Fujitsu (6702 or FJTSY) opened its Nanotechnology Research Center last December with a staff of 10, whose goal is to develop ultrafast computers. It aims to find new semiconductor materials using carbon nanotubes to replace silicon and to develop molecular computers with unimagined computing speed.

Along with NEC, Fujitsu, and other companies, Hitachi (6501 or HIT) is also a member of the Atom Technology Project. Hitachi researchers are developing memory and logic circuits out of single-atom wires.

Besides the electronics giants, other domestic companies exploring nanotube production include Toray Industries (3402), Showa Denko (4004), Harima Chemicals (4410), Ise Electronics, and Ulvac.

Venture capital is beginning to validate nanotech as an area worthy of commercial pursuit. Trading house Mitsubishi Corp. (8058) plans to establish an investment fund in April 2001 targeting startups developing new materials, IT equipment, and medical technology based on nanotechnology. Mitsubishi Research Institute estimates that the domestic market for nanotech products will reach ´yen;19 trillion in 2010. Last year Mitsubishi formed a joint venture called Fullerene International Corp. with US-based Research Corporation Technologies, which holds the patents on fullerenes, to commercialize the industrial production of fullerenes and nanotubes.

The world's first nanotech startup, privately funded Zyvex in the US, aims to build "assemblers," molecular machines that can manufacture objects atom by atom. While it has been possible to pick up atoms using scanning probe microscopes, arranging them in any precise manner has remained elusive.

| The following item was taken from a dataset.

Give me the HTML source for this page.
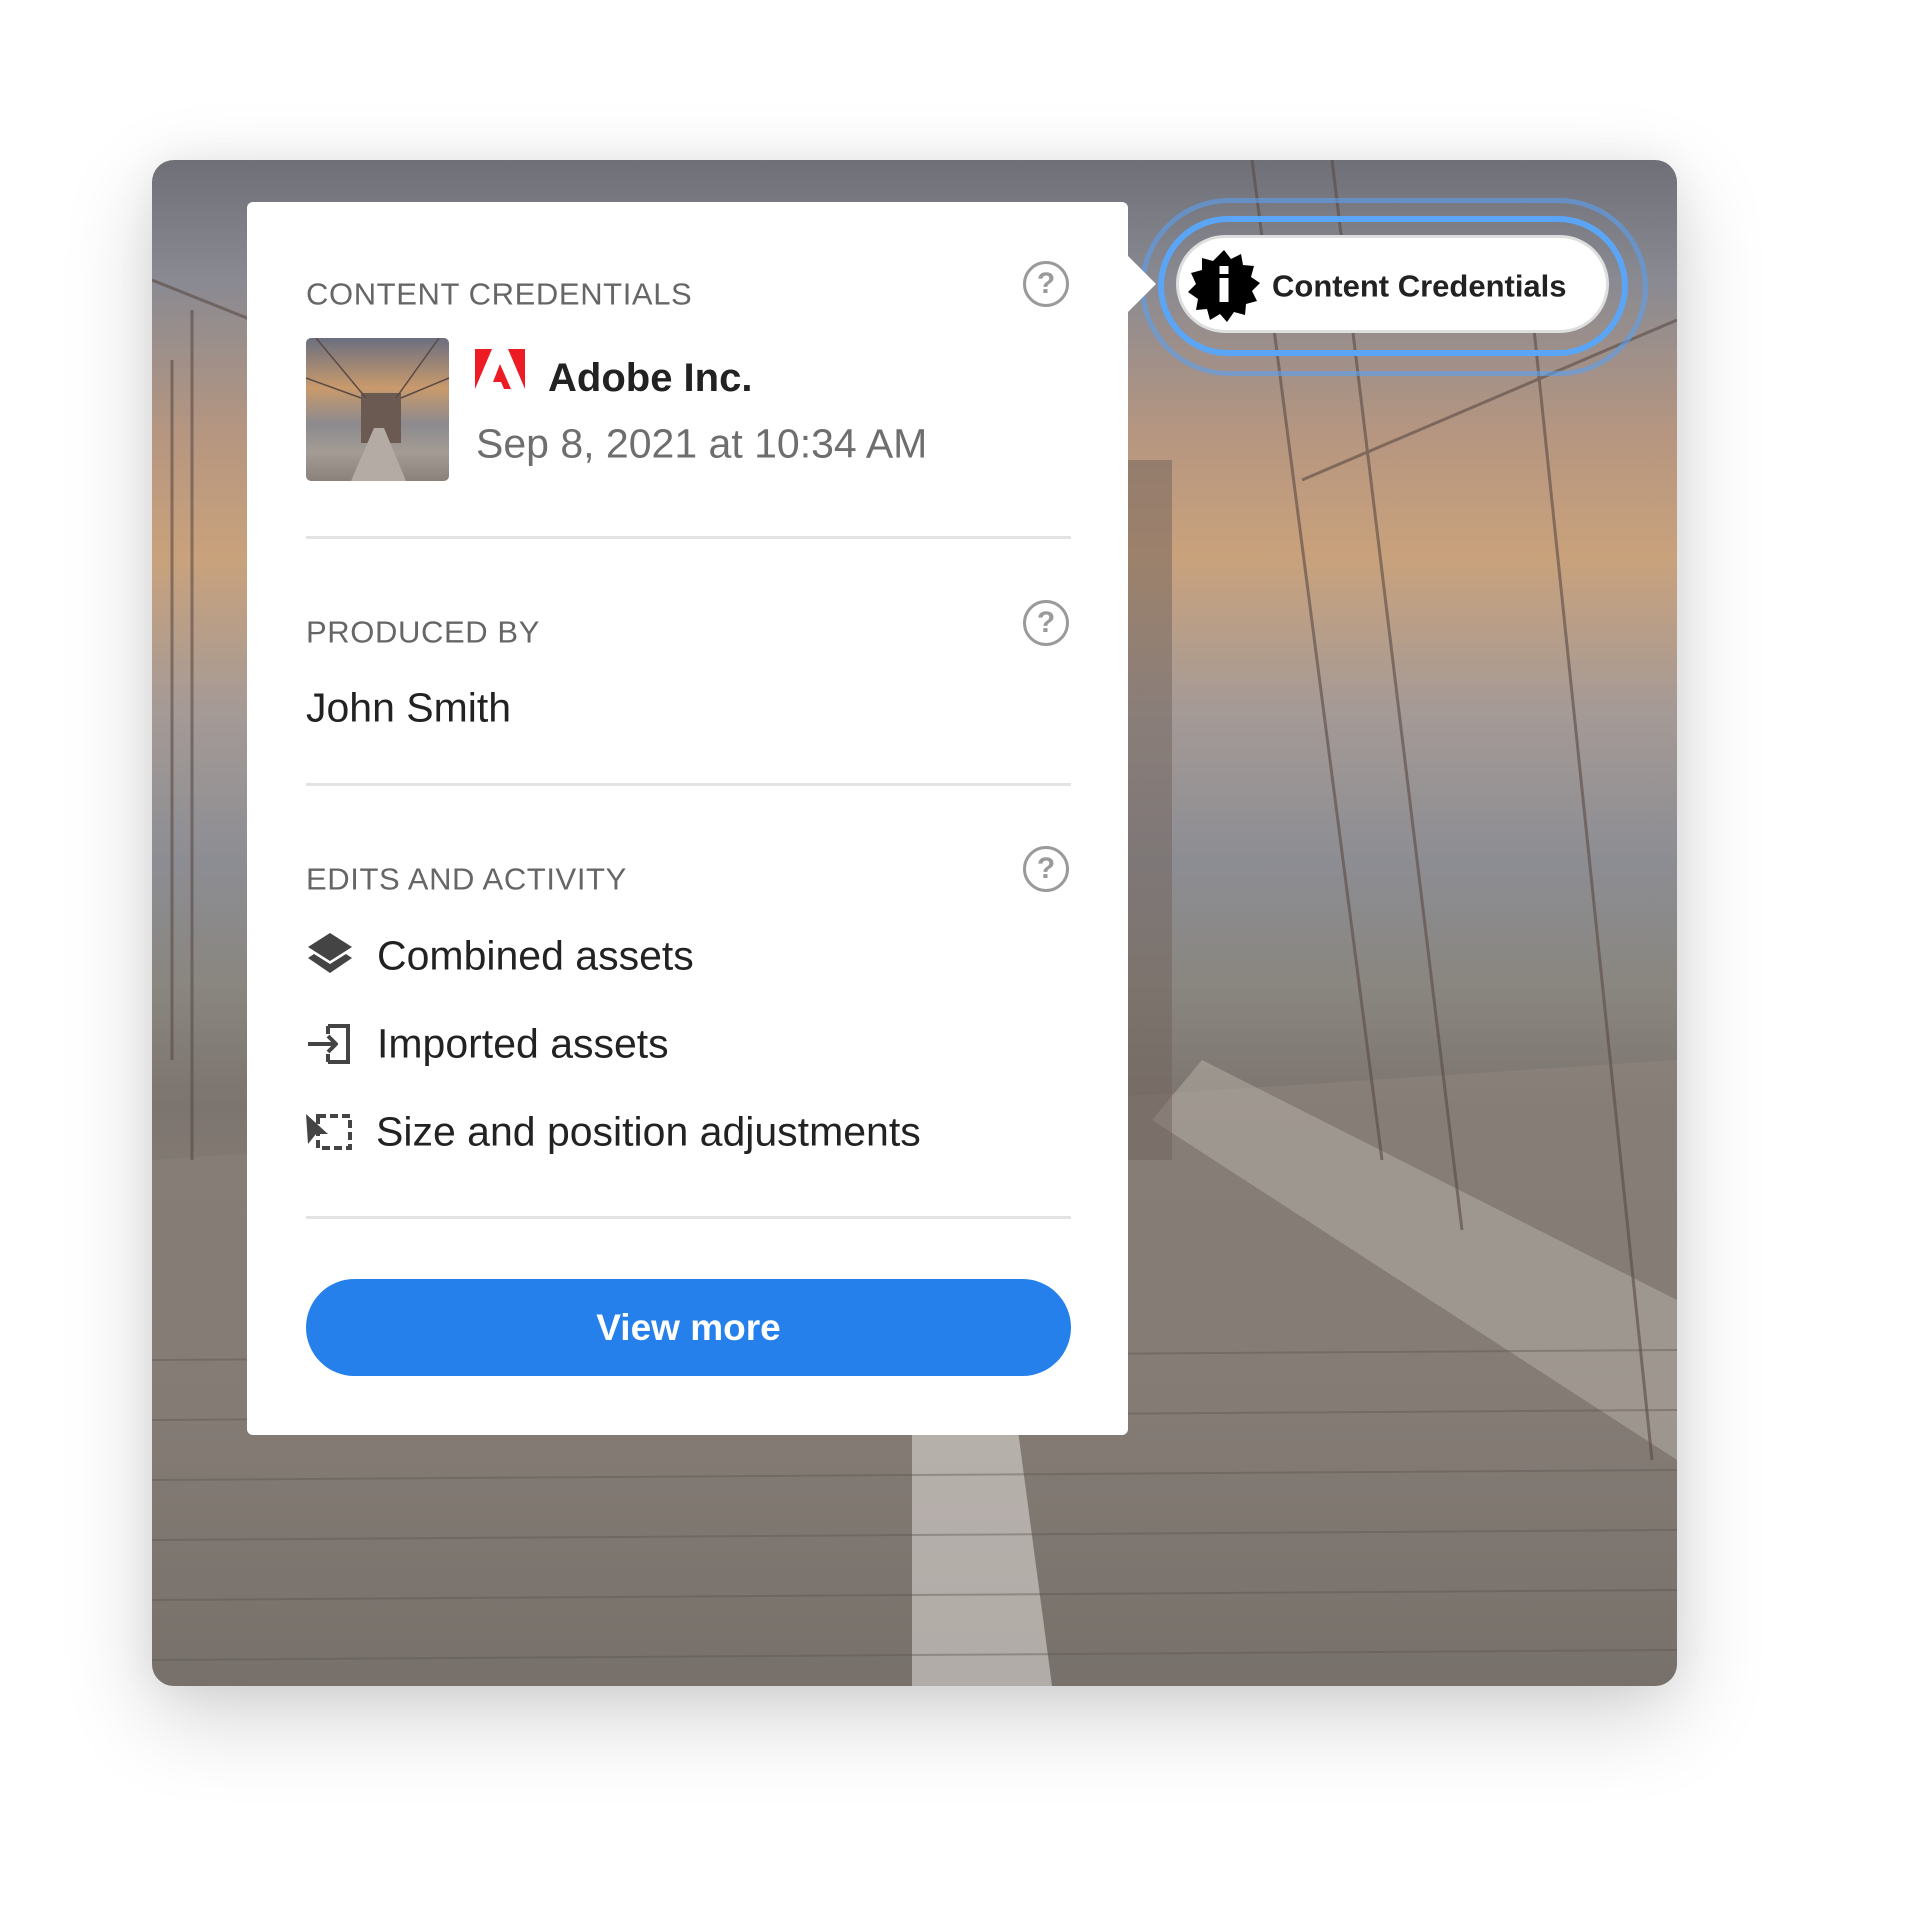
<!DOCTYPE html>
<html><head><meta charset="utf-8">
<style>
*{margin:0;padding:0;box-sizing:border-box}
html,body{width:1920px;height:1920px;background:#fff;overflow:hidden;font-family:"Liberation Sans",sans-serif}
.card{position:absolute;left:152px;top:160px;width:1525px;height:1526px;border-radius:22px;overflow:hidden;
box-shadow:0 30px 90px rgba(0,0,0,.18),0 0 40px rgba(0,0,0,.06);
background:linear-gradient(180deg,#6f6f78 0%,#8a8a92 8%,#b69680 18%,#c9a27c 26%,#a59a96 36%,#8c8d93 46%,#8a8680 54%,#7c746e 62%,#8a817a 72%,#968d85 82%,#8b847e 100%)}
.abs{position:absolute}
.panel{position:absolute;left:247px;top:202px;width:881px;height:1233px;background:#fff;border-radius:6px}
.lbl{position:absolute;left:306px;font-size:31px;color:#666;letter-spacing:.6px;line-height:1;transform:translateY(-50%)}
.help{position:absolute;width:46px;height:46px;border:3px solid #9a9a9a;border-radius:50%;color:#9a9a9a;font-size:30px;font-weight:bold;line-height:40px;text-align:center;transform:translate(-50%,-50%)}
.div{position:absolute;left:306px;width:765px;height:3px;background:#e3e3e3}
.txt{position:absolute;line-height:1;transform:translateY(-50%);white-space:nowrap}
</style></head><body>
<div class="card">
<svg class="abs" style="left:0;top:0" width="1525" height="1526" viewBox="0 0 1525 1526">
 <defs>
  <linearGradient id="deck" x1="0" y1="0" x2="0" y2="1"><stop offset="0" stop-color="#8c837c"/><stop offset="1" stop-color="#6f6862"/></linearGradient>
 </defs>
 <path d="M0 1000 L1525 900 L1525 1526 L0 1526Z" fill="url(#deck)" opacity=".7"/>
 <path d="M1050 900 L1525 1140 L1525 1300 L1000 960Z" fill="#b8b1aa" opacity=".5"/>
 <path d="M760 1000 L830 1000 L900 1526 L760 1526Z" fill="#d8d4d0" opacity=".6"/>
 <g stroke="#5a4a44" stroke-width="3" opacity=".6">
  <line x1="1100" y1="0" x2="1230" y2="1000"/><line x1="1180" y1="0" x2="1310" y2="1070"/>
  <line x1="1380" y1="150" x2="1500" y2="1300"/><line x1="860" y1="200" x2="860" y2="1000"/>
  <line x1="0" y1="120" x2="150" y2="180"/><line x1="1150" y1="320" x2="1525" y2="160"/>
  <line x1="20" y1="200" x2="20" y2="900"/><line x1="40" y1="150" x2="40" y2="1000"/>
 </g>
 <rect x="960" y="300" width="60" height="700" fill="#6f625c" opacity=".5"/>
 <g stroke="#5b5550" stroke-width="2" opacity=".4">
  <line x1="0" y1="1200" x2="1525" y2="1190"/><line x1="0" y1="1260" x2="1525" y2="1250"/>
  <line x1="0" y1="1320" x2="1525" y2="1310"/><line x1="0" y1="1380" x2="1525" y2="1370"/>
  <line x1="0" y1="1440" x2="1525" y2="1430"/><line x1="0" y1="1500" x2="1525" y2="1490"/>
 </g>
</svg>
</div>

<div class="abs" style="left:1140px;top:198px;width:508px;height:178px;border:5px solid rgba(90,160,240,.6);border-radius:89px"></div>
<div class="abs" style="left:1158px;top:216px;width:470px;height:140px;border:6px solid #5aa5f5;border-radius:70px"></div>
<div class="abs" style="left:1176px;top:235px;width:433px;height:98px;background:#fff;border:3px solid #dedede;border-radius:49px"></div>
<svg class="abs" style="left:1186px;top:248px" width="76" height="76" viewBox="-38 -38 76 76">
 <polygon fill="#000" points="0,-36 7,-27 17,-32 19,-21 30,-20 27,-9 36,-3 28,5 33,15 22,18 21,29 10,26 3,36 -4,28 -14,34 -17,23 -28,24 -26,13 -36,6 -28,-2 -33,-13 -22,-16 -22,-28 -11,-25"/>
 <rect x="-4.5" y="-8" width="9" height="24" fill="#fff"/><rect x="-4.5" y="-20" width="9" height="8" fill="#fff"/>
</svg>
<div class="txt" style="left:1272px;top:286px;font-size:31px;font-weight:bold;color:#222">Content Credentials</div>

<svg class="abs" style="left:1126px;top:254px" width="32" height="60"><polygon points="0,0 30,30 0,60" fill="#fff"/></svg>

<div class="panel"></div>
<div class="lbl" style="top:294px">CONTENT CREDENTIALS</div>
<div class="help" style="left:1046px;top:284px">?</div>

<div class="abs" style="left:306px;top:338px;width:143px;height:143px;border-radius:5px;overflow:hidden;background:linear-gradient(180deg,#6b6f80 0%,#c99a6c 35%,#8c8a8e 60%,#a49c94 80%,#8a827a 100%)">
 <svg width="143" height="143"><rect x="55" y="55" width="40" height="50" fill="#6a5a52"/><path d="M45 143 L68 90 L78 90 L100 143Z" fill="#b4aca4"/><g stroke="#5a4a44" stroke-width="1.5"><line x1="10" y1="0" x2="60" y2="60"/><line x1="133" y1="0" x2="90" y2="60"/><line x1="0" y1="40" x2="55" y2="60"/><line x1="143" y1="40" x2="95" y2="60"/></g></svg>
</div>
<svg class="abs" style="left:475px;top:349px" width="50" height="47" viewBox="0 0 50 47">
 <polygon points="0,0 17,0 0,40" fill="#ed1c24"/><polygon points="33,0 50,0 50,40" fill="#ed1c24"/><polygon points="25,15 36,40 29,40 26,33 18,33" fill="#ed1c24"/>
</svg>
<div class="txt" style="left:548px;top:378px;font-size:40px;font-weight:bold;color:#222">Adobe Inc.</div>
<div class="txt" style="left:476px;top:444px;font-size:41px;color:#6e6e6e">Sep 8, 2021 at 10:34 AM</div>
<div class="div" style="top:536px"></div>

<div class="lbl" style="top:632px">PRODUCED BY</div>
<div class="help" style="left:1046px;top:623px">?</div>
<div class="txt" style="left:306px;top:708px;font-size:41px;color:#222">John Smith</div>
<div class="div" style="top:783px"></div>

<div class="lbl" style="top:879px">EDITS AND ACTIVITY</div>
<div class="help" style="left:1046px;top:869px">?</div>

<svg class="abs" style="left:306px;top:931px" width="48" height="48" viewBox="0 0 48 48">
 <polygon points="24,2 46,16 24,30 2,16" fill="#444"/><polygon points="2,27 8,23 24,33 40,23 46,27 24,42" fill="#444"/>
</svg>
<div class="txt" style="left:377px;top:956px;font-size:41px;color:#222">Combined assets</div>
<svg class="abs" style="left:306px;top:1020px" width="48" height="48" viewBox="0 0 48 48" fill="none" stroke="#444" stroke-width="4">
 <path d="M22 6 H42 V42 H22 M22 6 V14 M22 42 V34"/><path d="M2 24 H30 M22 16 L30 24 L22 32" stroke-linejoin="round"/>
</svg>
<div class="txt" style="left:377px;top:1044px;font-size:41px;color:#222">Imported assets</div>
<svg class="abs" style="left:304px;top:1110px" width="52" height="46" viewBox="0 0 52 46">
 <rect x="14" y="6" width="32" height="32" fill="none" stroke="#444" stroke-width="4" stroke-dasharray="8 4"/>
 <polygon points="2,4 24,24 12,24 4,34" fill="#444"/>
</svg>
<div class="txt" style="left:376px;top:1132px;font-size:41px;color:#222">Size and position adjustments</div>
<div class="div" style="top:1216px"></div>

<div class="abs" style="left:306px;top:1279px;width:765px;height:97px;border-radius:49px;background:#2680eb;color:#fff;font-size:37px;font-weight:bold;text-align:center;line-height:97px">View more</div>
</body></html>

We have yet to see the investment boom (and bust) in nanotech ventures. But as nanotech research leaves the lab and finds its way into commercial applications, we can be sure that Japanese companies will be among the leaders.

 

Note: "Nano" means one-billionth, and a nanometer (one-billionth of a meter) is the unit of measurement used to describe atoms and molecules. Nanotechnology is the science of manipulating matter on the atomic and molecular level.